Evictions can be stressful for tenants, and sometimes, people act irrationally. Don’t assume that just because you know the tenant and have never seen them act irrationally, they won’t when they get kicked out.
The Importance of Empathy
Throughout the eviction process, it’s crucial to maintain empathy and understanding. Life circumstances can change rapidly, and tenants may face challenges that impact their ability to meet their obligations. By approaching the situation compassionately, landlords create an environment where tenants feel more comfortable discussing their difficulties and working towards a solution.
This isn’t to say that you need to give complete forgiveness and allow tenants to stay in the rental, but try to understand the situation. If a tenant lost their job, has children, and has been consistent in paying rent, maybe consider trying to work with them.
Keep in mind that running an eviction should always be a last resort.
Consider Other Options
If you feel uncomfortable with the eviction process or want to avoid dealing with other aspects of being a landlord, consider hiring a property management service to take care of it for you.
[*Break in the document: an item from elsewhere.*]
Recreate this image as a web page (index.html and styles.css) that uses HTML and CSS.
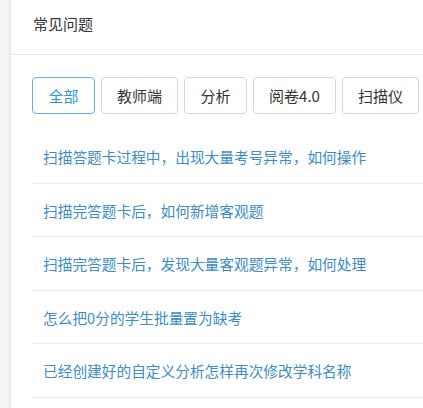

Property management companies, such as Green Residential, a Houston-based property management business, can do everything for landlords, from collecting payments to answering maintenance requests and, yes, even handling evictions. If you’re just getting into renting out a property or have been for a while but feel you still need help, check out their options and services.
Handling an eviction as a landlord is a complex and sensitive process that requires careful consideration and adherence to the law. Landlords can navigate the eviction process with empathy and integrity by openly communicating, documenting issues, understanding legal grounds, and seeking professional advice.
Remember, if an eviction is necessary, the goal is to remove a tenant and ensure a fair and lawful resolution for everyone involved.